• _Given instruction_: Give back every line exactly as it appears, pictures excluded.

• _Provided material_:
- - - - - - -

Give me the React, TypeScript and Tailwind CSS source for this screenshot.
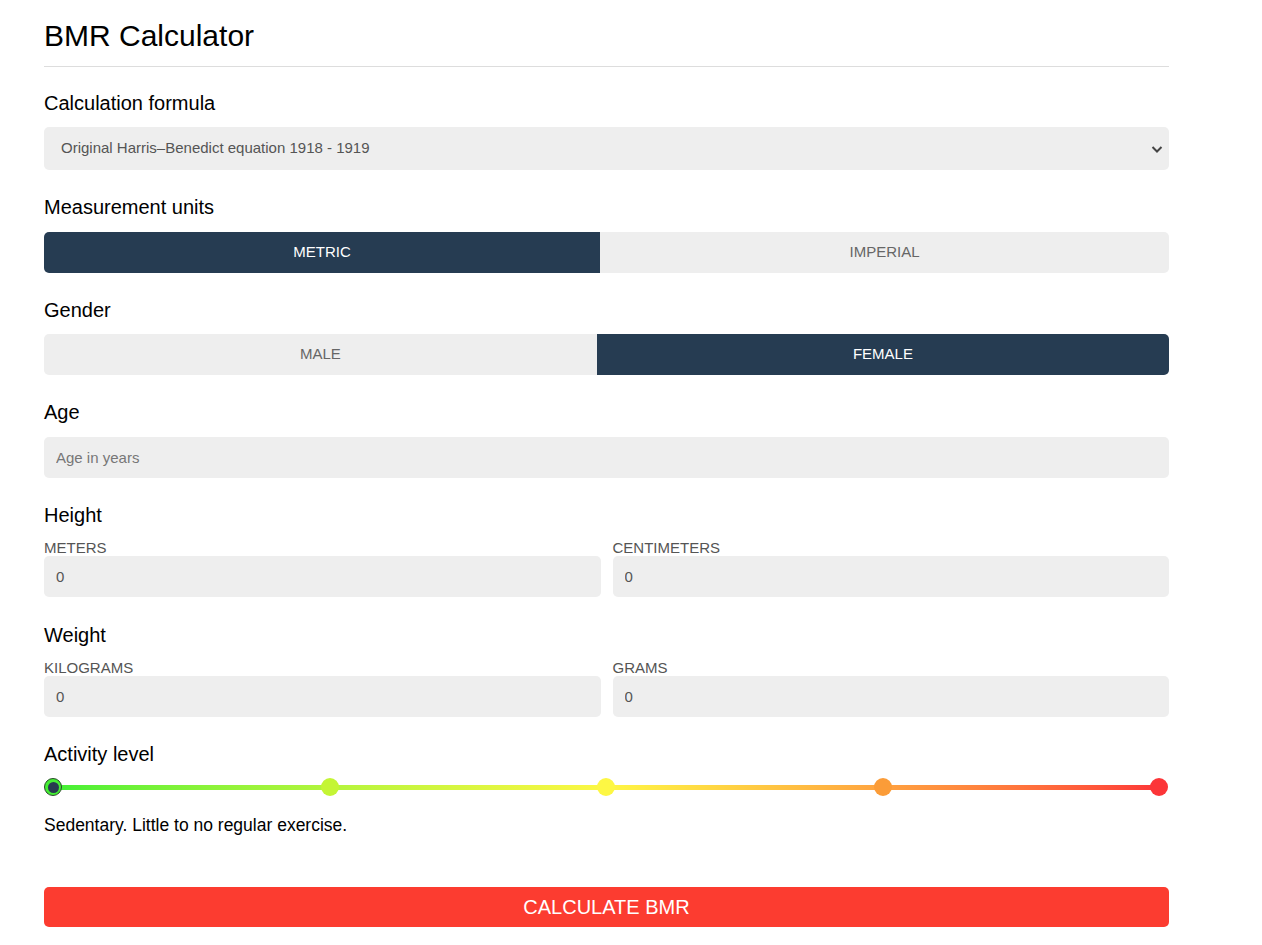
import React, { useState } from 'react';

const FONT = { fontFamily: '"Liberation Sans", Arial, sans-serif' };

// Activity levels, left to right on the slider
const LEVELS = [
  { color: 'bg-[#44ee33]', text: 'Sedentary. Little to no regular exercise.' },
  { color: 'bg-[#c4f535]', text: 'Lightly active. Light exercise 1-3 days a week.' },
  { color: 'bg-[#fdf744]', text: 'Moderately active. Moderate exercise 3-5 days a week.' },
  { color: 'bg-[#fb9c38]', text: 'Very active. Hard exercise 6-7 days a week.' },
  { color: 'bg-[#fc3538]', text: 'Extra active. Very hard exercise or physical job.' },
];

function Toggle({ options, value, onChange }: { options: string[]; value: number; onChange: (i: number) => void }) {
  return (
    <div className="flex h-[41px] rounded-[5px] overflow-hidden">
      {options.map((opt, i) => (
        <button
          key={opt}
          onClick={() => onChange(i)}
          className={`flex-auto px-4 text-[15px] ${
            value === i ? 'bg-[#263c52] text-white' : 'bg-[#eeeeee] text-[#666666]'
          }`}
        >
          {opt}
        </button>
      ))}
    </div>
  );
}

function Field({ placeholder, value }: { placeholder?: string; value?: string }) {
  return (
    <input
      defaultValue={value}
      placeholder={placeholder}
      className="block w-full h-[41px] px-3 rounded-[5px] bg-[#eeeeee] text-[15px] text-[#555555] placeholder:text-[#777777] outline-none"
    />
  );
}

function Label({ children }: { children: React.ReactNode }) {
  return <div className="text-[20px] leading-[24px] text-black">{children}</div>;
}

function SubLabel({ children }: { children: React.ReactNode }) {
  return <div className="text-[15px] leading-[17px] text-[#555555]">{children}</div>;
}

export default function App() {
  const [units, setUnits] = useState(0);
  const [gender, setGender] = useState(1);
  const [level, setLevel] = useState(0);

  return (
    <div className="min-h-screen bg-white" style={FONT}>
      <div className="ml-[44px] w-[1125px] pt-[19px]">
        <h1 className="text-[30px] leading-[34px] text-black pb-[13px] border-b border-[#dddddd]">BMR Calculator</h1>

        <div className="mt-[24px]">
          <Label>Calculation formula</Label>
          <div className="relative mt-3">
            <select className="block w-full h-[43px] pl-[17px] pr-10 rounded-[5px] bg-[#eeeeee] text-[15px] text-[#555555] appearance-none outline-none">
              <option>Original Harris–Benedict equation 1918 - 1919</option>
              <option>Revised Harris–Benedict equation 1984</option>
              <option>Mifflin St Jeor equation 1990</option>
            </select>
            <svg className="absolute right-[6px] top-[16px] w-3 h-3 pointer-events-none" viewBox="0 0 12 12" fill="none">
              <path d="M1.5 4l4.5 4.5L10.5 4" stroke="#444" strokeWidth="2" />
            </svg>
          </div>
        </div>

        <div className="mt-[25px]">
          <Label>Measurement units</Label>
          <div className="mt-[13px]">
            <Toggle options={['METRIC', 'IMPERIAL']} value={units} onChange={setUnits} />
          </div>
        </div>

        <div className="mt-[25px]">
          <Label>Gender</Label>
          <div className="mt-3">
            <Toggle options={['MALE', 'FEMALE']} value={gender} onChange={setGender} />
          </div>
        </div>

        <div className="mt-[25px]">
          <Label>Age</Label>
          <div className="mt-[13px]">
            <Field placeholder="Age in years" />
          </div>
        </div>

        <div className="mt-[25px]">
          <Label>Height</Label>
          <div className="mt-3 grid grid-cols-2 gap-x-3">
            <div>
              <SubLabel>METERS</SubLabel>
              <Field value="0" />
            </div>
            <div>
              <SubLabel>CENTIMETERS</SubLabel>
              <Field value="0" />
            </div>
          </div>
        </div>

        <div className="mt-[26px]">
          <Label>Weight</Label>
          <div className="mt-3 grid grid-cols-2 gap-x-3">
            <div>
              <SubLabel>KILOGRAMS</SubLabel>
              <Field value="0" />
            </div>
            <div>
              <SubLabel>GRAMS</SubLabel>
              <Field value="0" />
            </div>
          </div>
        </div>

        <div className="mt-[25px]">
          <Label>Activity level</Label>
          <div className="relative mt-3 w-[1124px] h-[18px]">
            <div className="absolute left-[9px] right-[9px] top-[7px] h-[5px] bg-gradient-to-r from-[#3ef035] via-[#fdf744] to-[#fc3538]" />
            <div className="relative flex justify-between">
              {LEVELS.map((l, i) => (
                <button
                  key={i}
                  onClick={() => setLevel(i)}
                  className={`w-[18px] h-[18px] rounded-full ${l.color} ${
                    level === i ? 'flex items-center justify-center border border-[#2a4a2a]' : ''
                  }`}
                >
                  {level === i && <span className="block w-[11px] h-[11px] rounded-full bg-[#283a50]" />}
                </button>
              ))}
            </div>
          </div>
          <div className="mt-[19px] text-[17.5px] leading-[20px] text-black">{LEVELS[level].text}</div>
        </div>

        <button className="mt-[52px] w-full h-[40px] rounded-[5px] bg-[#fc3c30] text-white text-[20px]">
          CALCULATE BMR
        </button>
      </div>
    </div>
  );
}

- - - - - - -

• _Answer to the exercise_:
Give me the React, TypeScript and Tailwind CSS source for this screenshot.
import React, { useState } from 'react';

const FONT = { fontFamily: '"Liberation Sans", Arial, sans-serif' };

// Activity levels, left to right on the slider
const LEVELS = [
  { color: 'bg-[#44ee33]', text: 'Sedentary. Little to no regular exercise.' },
  { color: 'bg-[#c4f535]', text: 'Lightly active. Light exercise 1-3 days a week.' },
  { color: 'bg-[#fdf744]', text: 'Moderately active. Moderate exercise 3-5 days a week.' },
  { color: 'bg-[#fb9c38]', text: 'Very active. Hard exercise 6-7 days a week.' },
  { color: 'bg-[#fc3538]', text: 'Extra active. Very hard exercise or physical job.' },
];

function Toggle({ options, value, onChange }: { options: string[]; value: number; onChange: (i: number) => void }) {
  return (
    <div className="flex h-[41px] rounded-[5px] overflow-hidden">
      {options.map((opt, i) => (
        <button
          key={opt}
          onClick={() => onChange(i)}
          className={`flex-auto px-4 text-[15px] ${
            value === i ? 'bg-[#263c52] text-white' : 'bg-[#eeeeee] text-[#666666]'
          }`}
        >
          {opt}
        </button>
      ))}
    </div>
  );
}

function Field({ placeholder, value }: { placeholder?: string; value?: string }) {
  return (
    <input
      defaultValue={value}
      placeholder={placeholder}
      className="block w-full h-[41px] px-3 rounded-[5px] bg-[#eeeeee] text-[15px] text-[#555555] placeholder:text-[#777777] outline-none"
    />
  );
}

function Label({ children }: { children: React.ReactNode }) {
  return <div className="text-[20px] leading-[24px] text-black">{children}</div>;
}

function SubLabel({ children }: { children: React.ReactNode }) {
  return <div className="text-[15px] leading-[17px] text-[#555555]">{children}</div>;
}

export default function App() {
  const [units, setUnits] = useState(0);
  const [gender, setGender] = useState(1);
  const [level, setLevel] = useState(0);

  return (
    <div className="min-h-screen bg-white" style={FONT}>
      <div className="ml-[44px] w-[1125px] pt-[19px]">
        <h1 className="text-[30px] leading-[34px] text-black pb-[13px] border-b border-[#dddddd]">BMR Calculator</h1>

        <div className="mt-[24px]">
          <Label>Calculation formula</Label>
          <div className="relative mt-3">
            <select className="block w-full h-[43px] pl-[17px] pr-10 rounded-[5px] bg-[#eeeeee] text-[15px] text-[#555555] appearance-none outline-none">
              <option>Original Harris–Benedict equation 1918 - 1919</option>
              <option>Revised Harris–Benedict equation 1984</option>
              <option>Mifflin St Jeor equation 1990</option>
            </select>
            <svg className="absolute right-[6px] top-[16px] w-3 h-3 pointer-events-none" viewBox="0 0 12 12" fill="none">
              <path d="M1.5 4l4.5 4.5L10.5 4" stroke="#444" strokeWidth="2" />
            </svg>
          </div>
        </div>

        <div className="mt-[25px]">
          <Label>Measurement units</Label>
          <div className="mt-[13px]">
            <Toggle options={['METRIC', 'IMPERIAL']} value={units} onChange={setUnits} />
          </div>
        </div>

        <div className="mt-[25px]">
          <Label>Gender</Label>
          <div className="mt-3">
            <Toggle options={['MALE', 'FEMALE']} value={gender} onChange={setGender} />
          </div>
        </div>

        <div className="mt-[25px]">
          <Label>Age</Label>
          <div className="mt-[13px]">
            <Field placeholder="Age in years" />
          </div>
        </div>

        <div className="mt-[25px]">
          <Label>Height</Label>
          <div className="mt-3 grid grid-cols-2 gap-x-3">
            <div>
              <SubLabel>METERS</SubLabel>
              <Field value="0" />
            </div>
            <div>
              <SubLabel>CENTIMETERS</SubLabel>
              <Field value="0" />
            </div>
          </div>
        </div>

        <div className="mt-[26px]">
          <Label>Weight</Label>
          <div className="mt-3 grid grid-cols-2 gap-x-3">
            <div>
              <SubLabel>KILOGRAMS</SubLabel>
              <Field value="0" />
            </div>
            <div>
              <SubLabel>GRAMS</SubLabel>
              <Field value="0" />
            </div>
          </div>
        </div>

        <div className="mt-[25px]">
          <Label>Activity level</Label>
          <div className="relative mt-3 w-[1124px] h-[18px]">
            <div className="absolute left-[9px] right-[9px] top-[7px] h-[5px] bg-gradient-to-r from-[#3ef035] via-[#fdf744] to-[#fc3538]" />
            <div className="relative flex justify-between">
              {LEVELS.map((l, i) => (
                <button
                  key={i}
                  onClick={() => setLevel(i)}
                  className={`w-[18px] h-[18px] rounded-full ${l.color} ${
                    level === i ? 'flex items-center justify-center border border-[#2a4a2a]' : ''
                  }`}
                >
                  {level === i && <span className="block w-[11px] h-[11px] rounded-full bg-[#283a50]" />}
                </button>
              ))}
            </div>
          </div>
          <div className="mt-[19px] text-[17.5px] leading-[20px] text-black">{LEVELS[level].text}</div>
        </div>

        <button className="mt-[52px] w-full h-[40px] rounded-[5px] bg-[#fc3c30] text-white text-[20px]">
          CALCULATE BMR
        </button>
      </div>
    </div>
  );
}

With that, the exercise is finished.